Народная стихия пронизывает поэму, расширяя «личный» план повествования и углубляя «общественный». Центральный кульминационный эпизод поэмы — убийство Катьки — является вершиной драматических страданий Петрухи — одного из «двенадцати», который в отличие от своих товарищей никак не может подавить своих чувств: то бешеной ревности к неверной Катьке, то глубокого отчаяния и любви к ней, то мрачного приступа тоски ко всему окружающему. Казалось бы, какое историческое значение могут иметь переживания самого обычного, далеко не идеального человека? Но в этом и сказалась гениальная прозорливость Блока. Он, сосредоточив внимание на интимно-личных переживаниях человека, раскрыл их социальную и общественную значимость. Поэт сумел уловить зарождение опасной тенденции подавления ради идеи всего личного, которая впоследствии приведет к нравственной деформации общества. Идейный смысл поэмы не исчерпывается художественным изображением конфликта старого и нового миров. Для этого было бы достаточно образов буржуя и голодного пса. Конфликт поэмы скрыт глубже — в душе бандитов-красногвардейцев, идущих «без имени святого», которым «ничего не надо, ничего не жаль». Будучи призваны следить за порядком, они готовы стрелять в любого, не глядя, не раздумывая, ожидая, что «вот проснется лютый враг».
Мысли и чувства солдат противоречивы, но их действия носят глобальный, необратимый характер:
Мы на горе всем буржуям
Мировой пожар раздуем,
Мировой пожар в крови –
       Господи, благослови!
* К Чуковский в статье «Александр Блок как человек и поэт» вспоминает интересный эпизод: «Гумилев сказал, что конец поэмы „Двенадцать“ (то место, где является Христос) кажется ему искусственно приклеенным, что внезапное появление Христа есть чисто литературный эффект.
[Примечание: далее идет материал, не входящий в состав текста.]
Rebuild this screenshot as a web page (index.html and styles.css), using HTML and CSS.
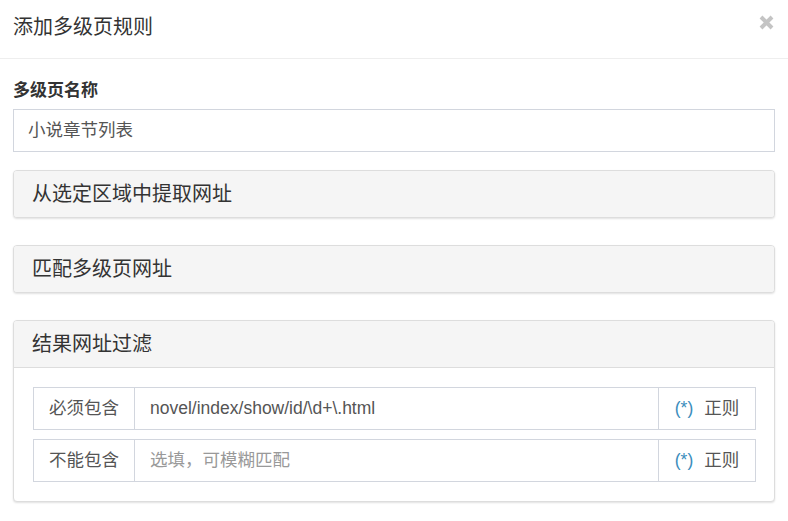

Блок слушал, как всегда, не меняя лица, но по окончании лекции сказал задумчиво и осторожно, словно к чему-то прислушиваясь:
— Мне тоже не нравится конец „Двенадцати“. Я хотел бы, чтобы этот конец был иной. Когда я кончил, я сам удивился: почему Христос? Но чем больше я вглядывался, тем яснее я видел Христа. И тогда же я записал у себя: к сожалению, Христос».